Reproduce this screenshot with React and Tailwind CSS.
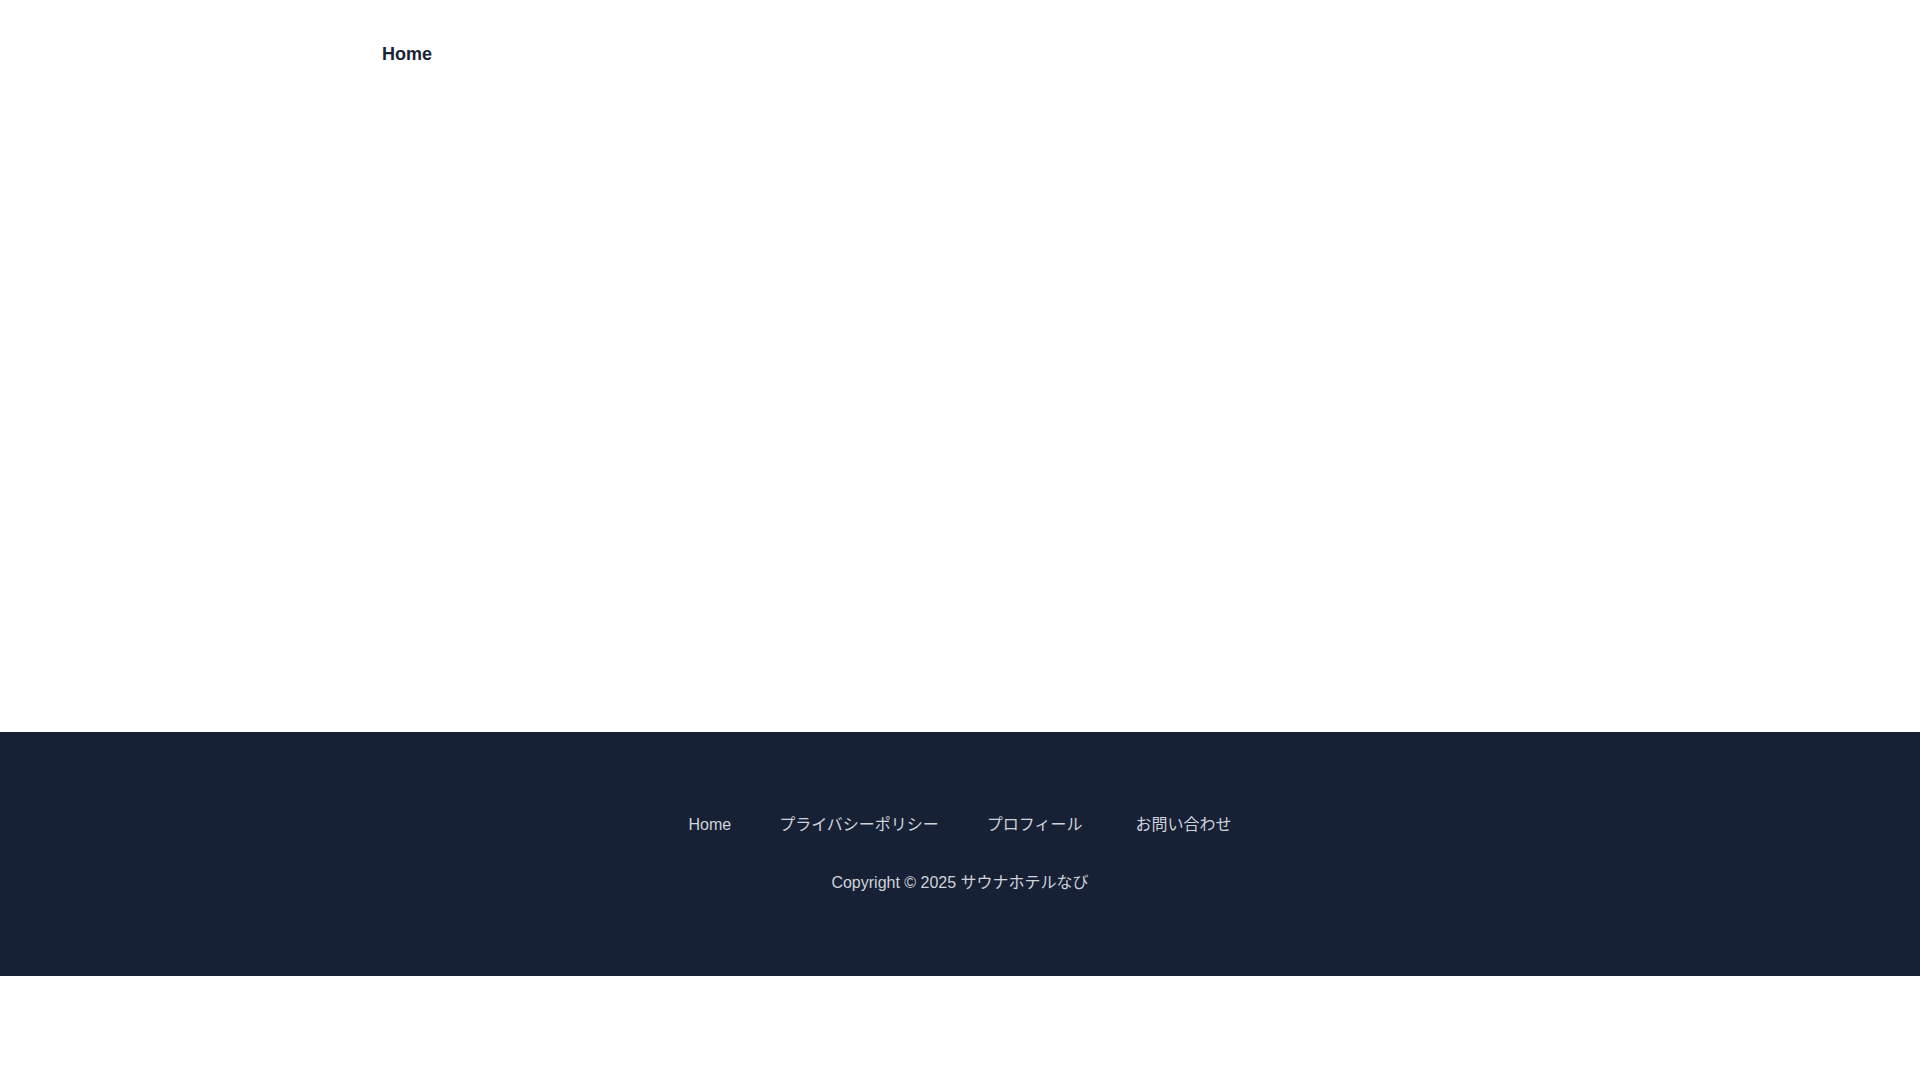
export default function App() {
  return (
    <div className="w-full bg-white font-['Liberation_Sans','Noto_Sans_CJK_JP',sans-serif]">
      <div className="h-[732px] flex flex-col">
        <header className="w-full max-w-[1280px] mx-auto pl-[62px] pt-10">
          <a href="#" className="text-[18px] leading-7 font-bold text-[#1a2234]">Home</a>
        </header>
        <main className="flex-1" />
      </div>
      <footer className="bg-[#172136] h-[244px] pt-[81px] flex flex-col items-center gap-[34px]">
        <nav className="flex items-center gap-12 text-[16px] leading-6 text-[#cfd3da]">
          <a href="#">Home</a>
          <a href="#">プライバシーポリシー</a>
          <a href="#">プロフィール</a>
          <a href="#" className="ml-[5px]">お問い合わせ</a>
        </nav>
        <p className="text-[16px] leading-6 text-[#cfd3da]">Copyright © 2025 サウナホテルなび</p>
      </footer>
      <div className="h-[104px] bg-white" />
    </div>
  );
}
○ ○ ○ ○
▶ **EXERCISE BRIEF**
Without including any picture, repeat the data exactly.

▶ **SOLVED PROBLEM**
Reproduce this screenshot with React and Tailwind CSS.
export default function App() {
  return (
    <div className="w-full bg-white font-['Liberation_Sans','Noto_Sans_CJK_JP',sans-serif]">
      <div className="h-[732px] flex flex-col">
        <header className="w-full max-w-[1280px] mx-auto pl-[62px] pt-10">
          <a href="#" className="text-[18px] leading-7 font-bold text-[#1a2234]">Home</a>
        </header>
        <main className="flex-1" />
      </div>
      <footer className="bg-[#172136] h-[244px] pt-[81px] flex flex-col items-center gap-[34px]">
        <nav className="flex items-center gap-12 text-[16px] leading-6 text-[#cfd3da]">
          <a href="#">Home</a>
          <a href="#">プライバシーポリシー</a>
          <a href="#">プロフィール</a>
          <a href="#" className="ml-[5px]">お問い合わせ</a>
        </nav>
        <p className="text-[16px] leading-6 text-[#cfd3da]">Copyright © 2025 サウナホテルなび</p>
      </footer>
      <div className="h-[104px] bg-white" />
    </div>
  );
}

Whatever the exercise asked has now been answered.